Modeling an entire states’ fuel supply and demand curve for nearly a decade is an imperfect task. Estimating the growth and adoption of new technologies is a Sisyphean effort to model, while changing market conditions such as the introduction and expiration of other environmental credits and the opening or closing of arbitrage flows make for material unknowns.
CARB’s workshop materials provided a wealth of inputs, yet perhaps more importantly, the public comment period clarified what exactly was not accounted for in CARB’s latest CATS modeling effort.
CARB was unable to account for the alcohol-to-jet pathway due to a lack of sufficient data. CARB did not model the impact of CCS across the program. The board only updated the CI score for E85 ethanol rather than modeling more highly adopted blends like E10 and E15 (current ethanol blending in the state is around 12%).

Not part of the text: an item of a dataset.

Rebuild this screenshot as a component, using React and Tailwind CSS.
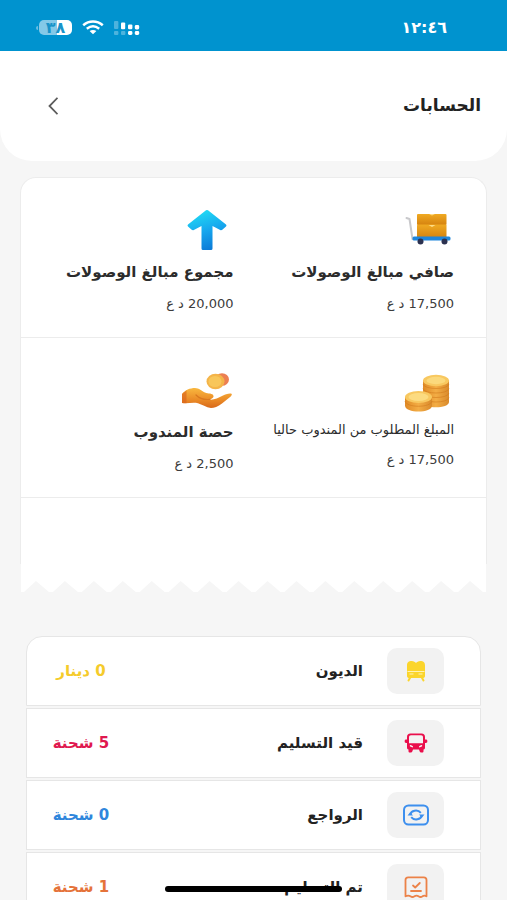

CARB also used the available national supply for most fuels without accounting for the parasitic demand from regional LCFS programs or Canada’s CFR.
Lastly, and most importantly, by backing into demand using fleet and VMT data, it is likely that CARB overstated the initial impact of electricity and hydrogen adoption in 2023 and 2024, while concurrently understating diesel demand. Estimates for HDV electric demand were roughly double the previous March estimates, while HDV hydrogen demand estimates were approximately triple. The same assumptions cut heavily into diesel demand which further impacted renewable diesel and biodiesel demand forecasts.
Moving forward, CARB plans to release a rulemaking with a 45-day review period following a September board meeting. This regulation will be voted on at a board meeting in early 2024. CARB aims to put this regulation into effect in 2024.
AEGIS modeling has demonstrated that 2025 will be a key inflection point for the program, with a 4-5% or greater step-down required to begin balancing the market. We have found that the 2030 ending balance for the credit bank could end up in the 4-9 million range, with levels under the 8.8 million credit level likely to support higher pricing.